Banks can borrow funds at a discounted rate of 2 percent from the Board of Governors of the Federal Reserve System in times of financial constraint. But individuals who face financial hardship must turn to emergency small-dollar loans with interest rates as high as 2000 percent, Baradaran notes. She argues that government support of the banking sector means that “the government and by extension ‘the people’ must be entitled to demand a banking sector that serves all of us,” justifying a public option for banking.
The U.S. Postal Service, Baradaran suggests, could offer financial services at a lower price than payday lenders while remaining financially self-sufficient and accessible to all households. Baradaran recommends that the Postal Service offer the public option because, as a non-profit entity, it can charge the cost of the loan to borrowers, without significant additional interest. In addition, the Postal Service can lend more efficiently than other institutions because it has an “existing and large network of branches to sell new products without much additional startup, overhead, or marketing costs.” Because the Postal Service accepts and transports cash as part of its operations, it can offer financial services more easily.
Furthermore, the Postal Service has branches in every part of the country, including in communities that banks have abandoned. Individuals who do use a bank purchase money orders from the Postal Service, so the Postal Service’s customer base already includes economically vulnerable households.

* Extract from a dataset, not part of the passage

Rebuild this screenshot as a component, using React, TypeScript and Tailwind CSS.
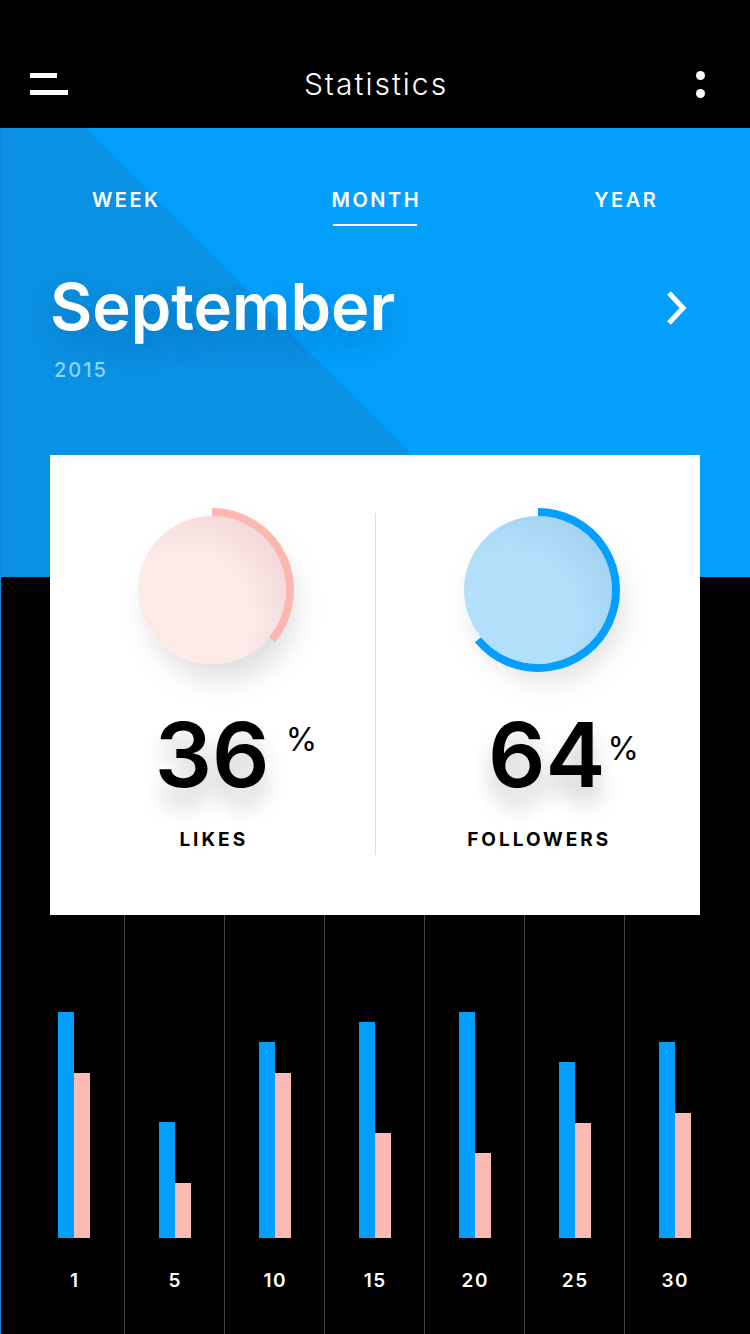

As interest rates on payday loans reach “unprecedented heights,” elected officials in the United States are reconsidering the regulation of usury laws. Baradaran argues that the renewed focus on usury represents “a broader backlash against market rules and assumptions.” A public banking option offered by the Postal Service, of the kind that Baradaran recommends, could offer a path to economic inclusion for vulnerable communities and return moral considerations to small-dollar lending.